Where does the string "screenshot" appear in the records? Copy every line that contains it.

● **SUPPLIED RECORDS**

● ● ● ●

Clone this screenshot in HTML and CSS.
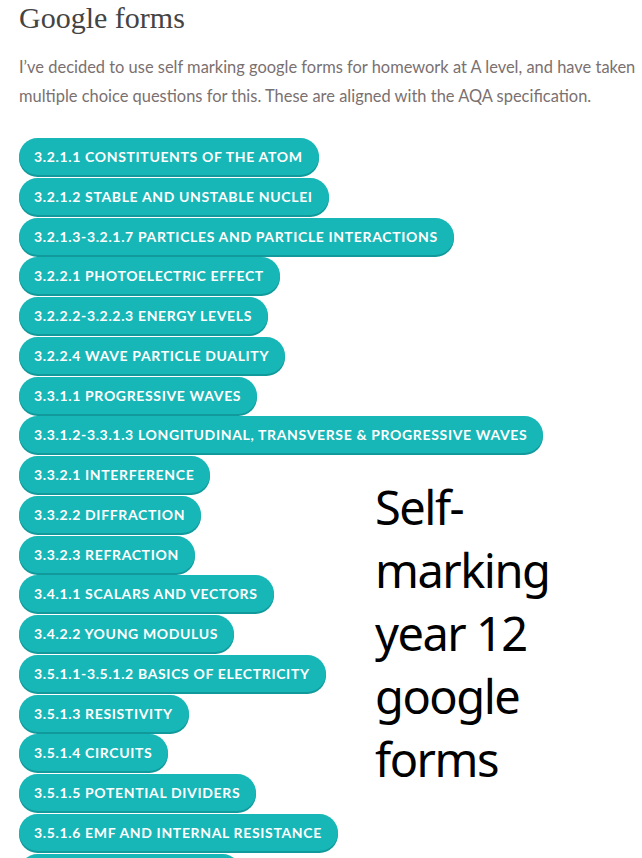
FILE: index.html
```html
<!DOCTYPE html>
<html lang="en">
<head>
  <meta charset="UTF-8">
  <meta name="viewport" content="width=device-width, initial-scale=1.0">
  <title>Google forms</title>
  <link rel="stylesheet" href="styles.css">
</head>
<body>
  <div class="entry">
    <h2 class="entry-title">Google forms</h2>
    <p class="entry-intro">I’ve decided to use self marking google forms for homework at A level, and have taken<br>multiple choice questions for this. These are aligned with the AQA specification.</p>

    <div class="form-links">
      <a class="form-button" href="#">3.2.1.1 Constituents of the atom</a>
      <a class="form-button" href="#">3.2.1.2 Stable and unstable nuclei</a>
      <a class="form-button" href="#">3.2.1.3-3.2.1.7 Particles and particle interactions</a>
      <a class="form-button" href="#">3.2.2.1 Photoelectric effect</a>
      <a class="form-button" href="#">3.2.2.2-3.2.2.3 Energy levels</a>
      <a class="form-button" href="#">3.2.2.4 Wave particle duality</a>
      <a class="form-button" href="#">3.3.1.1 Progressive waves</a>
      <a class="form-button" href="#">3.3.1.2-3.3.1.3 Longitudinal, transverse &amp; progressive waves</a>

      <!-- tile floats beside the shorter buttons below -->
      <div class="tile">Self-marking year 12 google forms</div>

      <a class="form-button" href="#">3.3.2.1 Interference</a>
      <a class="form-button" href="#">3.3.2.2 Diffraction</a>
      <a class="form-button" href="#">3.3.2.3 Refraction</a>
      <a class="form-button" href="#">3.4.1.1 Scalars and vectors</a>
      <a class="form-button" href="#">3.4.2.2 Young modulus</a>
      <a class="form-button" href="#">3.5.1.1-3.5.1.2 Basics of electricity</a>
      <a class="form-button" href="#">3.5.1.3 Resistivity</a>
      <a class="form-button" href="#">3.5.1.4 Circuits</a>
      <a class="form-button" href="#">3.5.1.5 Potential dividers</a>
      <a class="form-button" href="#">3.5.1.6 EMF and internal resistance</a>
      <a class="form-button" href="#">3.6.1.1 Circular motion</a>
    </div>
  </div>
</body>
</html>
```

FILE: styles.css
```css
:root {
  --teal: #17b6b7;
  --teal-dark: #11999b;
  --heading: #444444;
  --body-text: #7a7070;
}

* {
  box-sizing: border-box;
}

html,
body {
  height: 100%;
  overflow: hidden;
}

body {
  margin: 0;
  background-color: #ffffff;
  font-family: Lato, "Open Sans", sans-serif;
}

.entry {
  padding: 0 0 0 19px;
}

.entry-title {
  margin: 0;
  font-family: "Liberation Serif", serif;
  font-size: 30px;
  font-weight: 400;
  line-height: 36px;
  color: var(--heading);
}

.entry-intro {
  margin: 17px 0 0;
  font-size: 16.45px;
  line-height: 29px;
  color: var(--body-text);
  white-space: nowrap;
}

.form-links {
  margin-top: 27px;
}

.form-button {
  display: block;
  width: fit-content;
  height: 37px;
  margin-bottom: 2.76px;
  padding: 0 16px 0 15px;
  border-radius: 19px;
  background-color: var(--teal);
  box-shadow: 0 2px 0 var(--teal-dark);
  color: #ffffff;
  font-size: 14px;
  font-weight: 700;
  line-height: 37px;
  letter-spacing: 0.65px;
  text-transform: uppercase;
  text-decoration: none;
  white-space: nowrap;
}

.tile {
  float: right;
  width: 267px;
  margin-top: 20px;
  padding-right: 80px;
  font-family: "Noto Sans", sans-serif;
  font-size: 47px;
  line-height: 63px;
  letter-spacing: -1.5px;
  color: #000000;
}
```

● ● ● ●

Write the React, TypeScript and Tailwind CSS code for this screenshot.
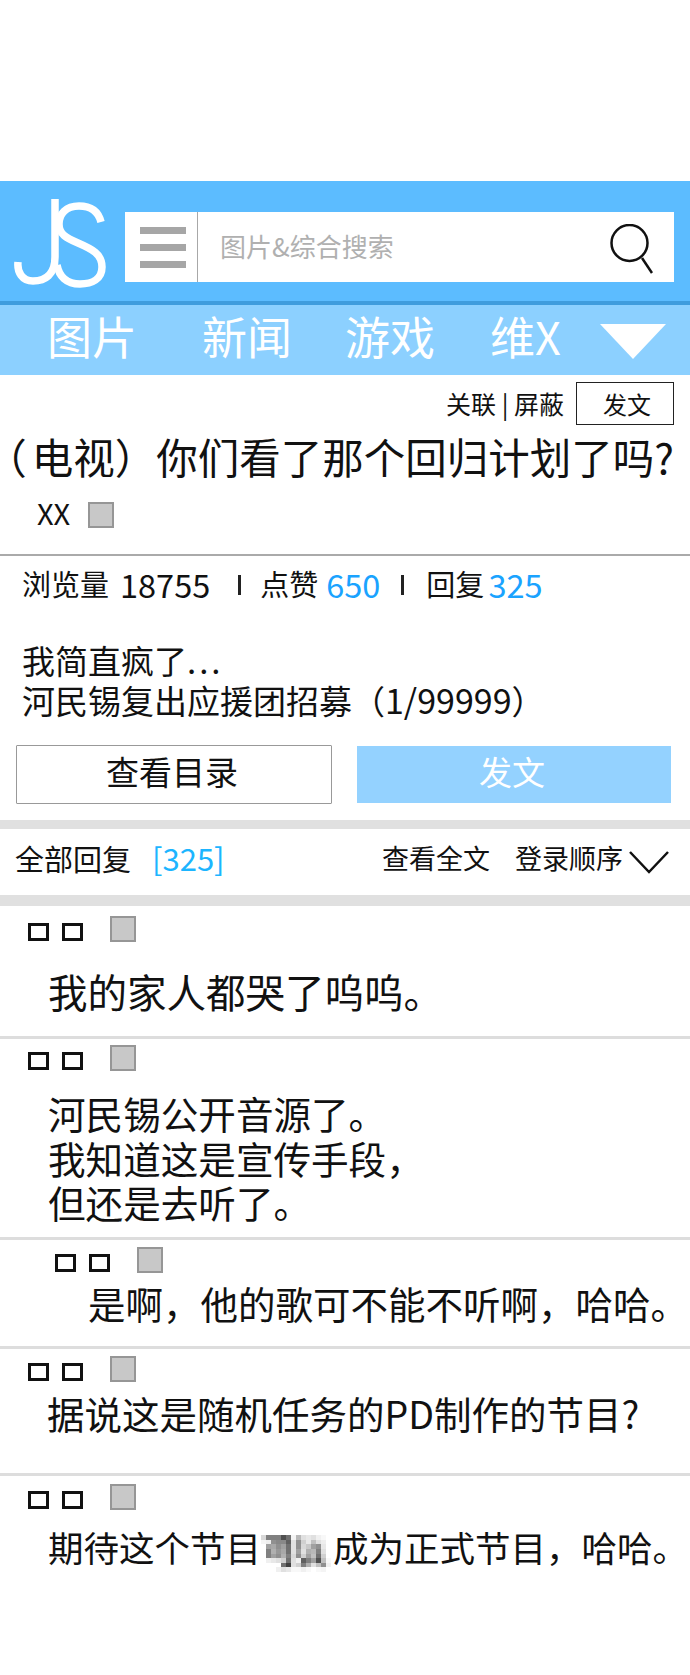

● ● ● ●

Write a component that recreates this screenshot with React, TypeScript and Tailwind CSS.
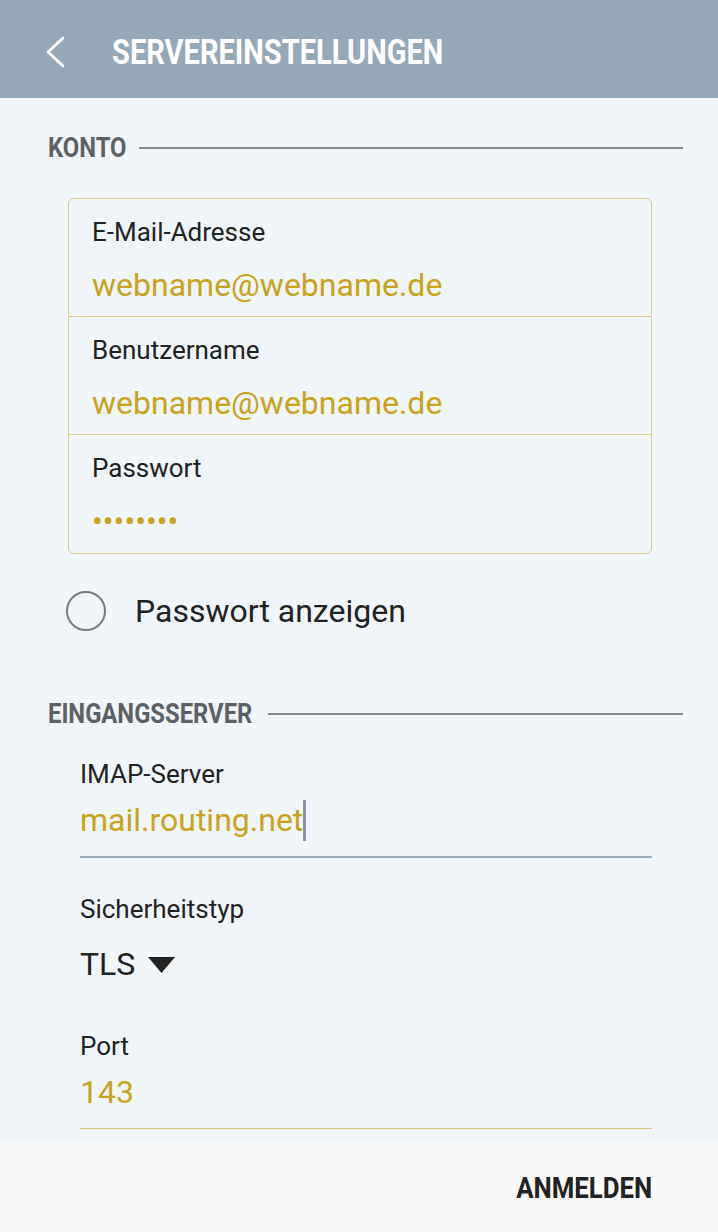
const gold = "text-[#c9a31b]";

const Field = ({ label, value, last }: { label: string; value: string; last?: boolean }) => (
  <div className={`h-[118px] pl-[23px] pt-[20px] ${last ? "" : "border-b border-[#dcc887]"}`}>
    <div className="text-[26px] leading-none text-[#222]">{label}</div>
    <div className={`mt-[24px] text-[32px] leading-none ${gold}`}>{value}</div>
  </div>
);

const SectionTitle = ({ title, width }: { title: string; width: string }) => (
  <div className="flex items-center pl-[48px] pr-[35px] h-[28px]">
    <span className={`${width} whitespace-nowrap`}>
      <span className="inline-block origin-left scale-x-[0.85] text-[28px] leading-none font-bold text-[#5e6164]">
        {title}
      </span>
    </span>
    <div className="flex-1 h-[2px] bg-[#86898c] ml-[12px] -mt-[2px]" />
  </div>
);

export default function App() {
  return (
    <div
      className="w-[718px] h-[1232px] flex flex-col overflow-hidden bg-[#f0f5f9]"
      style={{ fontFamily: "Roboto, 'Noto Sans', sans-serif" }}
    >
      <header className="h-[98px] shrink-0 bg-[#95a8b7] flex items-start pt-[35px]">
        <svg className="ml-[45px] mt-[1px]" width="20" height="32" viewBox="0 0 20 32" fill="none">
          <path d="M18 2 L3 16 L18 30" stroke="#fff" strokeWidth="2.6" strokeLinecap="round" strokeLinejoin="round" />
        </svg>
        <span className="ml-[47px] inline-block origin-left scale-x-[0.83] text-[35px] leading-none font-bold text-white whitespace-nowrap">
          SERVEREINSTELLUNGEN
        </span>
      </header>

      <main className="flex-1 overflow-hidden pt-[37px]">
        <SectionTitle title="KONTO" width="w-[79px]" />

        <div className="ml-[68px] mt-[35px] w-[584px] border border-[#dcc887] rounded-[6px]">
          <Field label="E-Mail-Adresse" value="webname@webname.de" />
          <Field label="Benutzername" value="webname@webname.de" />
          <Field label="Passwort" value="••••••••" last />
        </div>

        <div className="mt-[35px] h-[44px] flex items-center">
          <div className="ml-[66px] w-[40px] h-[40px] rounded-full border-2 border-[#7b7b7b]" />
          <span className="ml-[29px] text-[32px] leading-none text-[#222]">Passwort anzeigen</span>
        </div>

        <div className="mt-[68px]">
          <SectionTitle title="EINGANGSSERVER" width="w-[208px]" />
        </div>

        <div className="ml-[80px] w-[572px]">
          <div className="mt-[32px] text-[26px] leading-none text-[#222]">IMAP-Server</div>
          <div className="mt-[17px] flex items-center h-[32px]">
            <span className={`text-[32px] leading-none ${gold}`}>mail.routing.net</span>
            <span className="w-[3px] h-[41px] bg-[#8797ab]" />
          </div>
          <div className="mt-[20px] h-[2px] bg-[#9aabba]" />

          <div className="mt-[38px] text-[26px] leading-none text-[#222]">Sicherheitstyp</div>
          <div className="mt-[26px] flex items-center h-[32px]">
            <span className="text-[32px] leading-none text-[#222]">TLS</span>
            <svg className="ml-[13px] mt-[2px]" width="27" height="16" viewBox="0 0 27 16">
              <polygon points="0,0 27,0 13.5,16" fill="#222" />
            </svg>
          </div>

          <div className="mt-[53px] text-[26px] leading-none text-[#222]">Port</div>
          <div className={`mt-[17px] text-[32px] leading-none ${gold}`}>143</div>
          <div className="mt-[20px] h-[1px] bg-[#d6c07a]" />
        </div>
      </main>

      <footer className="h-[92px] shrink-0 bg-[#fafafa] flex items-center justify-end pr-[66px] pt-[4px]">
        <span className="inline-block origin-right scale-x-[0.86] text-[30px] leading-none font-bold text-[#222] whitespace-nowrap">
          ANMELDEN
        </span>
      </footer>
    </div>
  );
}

● ● ● ●

● **REPLY TO THE EXERCISE**
Clone this screenshot in HTML and CSS.
Write the React, TypeScript and Tailwind CSS code for this screenshot.
Write a component that recreates this screenshot with React, TypeScript and Tailwind CSS.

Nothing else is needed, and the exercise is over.